Make sure your loopback cable isn't somehow contructed wrong ( look at the color coding of the wires by screwing off the covers & determine it's consistent between the two ends / or use a multimeter if you have one ) .

If none of this applies , then it's a mystery to me what your problem is .:scratch:





> Would a 1/4 TRS 'stereo' at both ends work (in case I can't find the TRS to XLR cable locally)?


Yes, that'll work .

:sn:

PS : that soundcard should work just fine powered off the USB buss ( to check, simply remove the battery ) .


----------



## Luca61 (Feb 16, 2012)

EarlK said:


> I'm guessing that your Win7 sound control panel is still set to "Factory Default";
> 
> - Meaning, Win7 ships setup to record in mono ( from the left channel input & that signal is then sent to both channels ) .
> - "Listen to this device" must remain also unchecked .
> ...


Earl, thanks for your detailed reply. I went out and bought the 'proper' TRS to XLR (male) cable, but it did not make any difference in what I was seeing before. The win 7 settings are as you posted: the mic is setup for TWO channels 16bit/48000 (though I admit I tried 1 channel as well), speakers at 16bit/48000. "Listen to this device" checkbox was always UNchecked.

May I have damaged the USB dual pre by using the wrong cable? Or I guess this could have been a defective unit all along... 

I am almost ready to give up. I am going to test it on my desktop, which has a decent separate sound card (asus xonar dsx), to see try to rule out the laptop as a possible cause.

[...]

Done. Same behavior with the soundcard connected to my desktop. With the left gain knob all the way up I get ~-32dB (20dB lower than out). If I turn even slightly the Right "monitor" knob, plenty of signal, but the result is too noisy (best I got was +/-7dB). I can even turn the Left gain knob to 0 and get plenty of signal just by turning the Right "monitor" knob.... :coocoo:

And you were right on the battery, I removed it (not easy, the receptacle is way too small) and did not make any difference: USB seems to be providing all the power needed. The cables _seem_ to be oof the hook to me, as I get the very same behavior with two different cables.

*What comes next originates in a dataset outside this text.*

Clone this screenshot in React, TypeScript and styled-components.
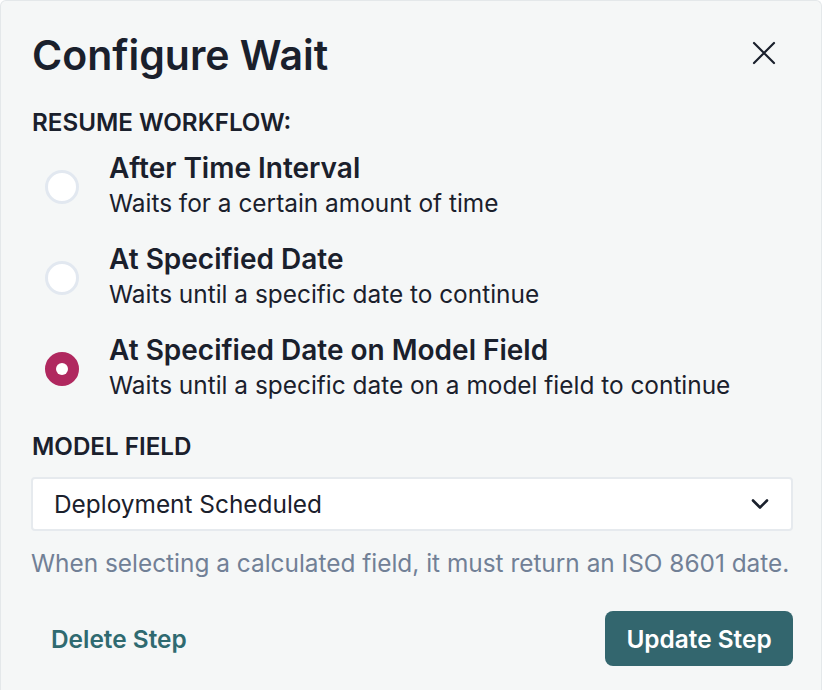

All this seems to point to a problem with my USB dual pre...? Is there a good, reliable external sound card I can get to replace it? It will need to have phantom power for my EMM-6 mic.

Luca


----------



## EarlK (Jan 1, 2010)

There's always the possibilty that you might have a bad soundcard ( hard to know due to your overall inexperience with these things ) .

If you need to replace it, this one gets good reviews around here ;



:sn:


----------



## Luca61 (Feb 16, 2012)

This morning I decided to give the Art dual pre a last shot. All I did was connecting the loop on the right channel, instead of the left one I was using before. 

Right away I was able to obtain a useful measurement (+0.2/-0.7dB). I repeated calibration with slightly different speakers and mic levels, same result: =0.2/-0.7dB. REW thinks this is sufficient to generate a calibration file.

All the controls on the USB dual pre were turned down, except for the "monitor" knob, which was used to match the out/in level.

As an aside, with the right channel connected, turning the "preamp/computer" knob had an effect on the Out level (it didn't before). During calibration, this knob was turned all the way towards "computer" (as before). On the windows and REW side, the only change was to switch the "input channel" to right channel.

The soundcard measurements looks OK, what do you think? Any idea about what was going on? :huh: 

Luca


----------



## EarlK (Jan 1, 2010)

Luca61 said:


> <<<<<<SNIP>>>>>>
> 
> The soundcard measurements looks OK, what do you think? Any idea about what was going on? :huh:
> 
> Luca


Glad it seems to be working now ! :clap:

Yep, that trace looks OK . :T

I really have no idea why this fumbled previously ( it's usually a case of "noobness" of some type , either a lack of familiarity with ones own hardware or the new software being presented ) . 

Sometimes hardware really is broken .:huh:

I don't really want to guess . :rubeyes:

:sn:


----------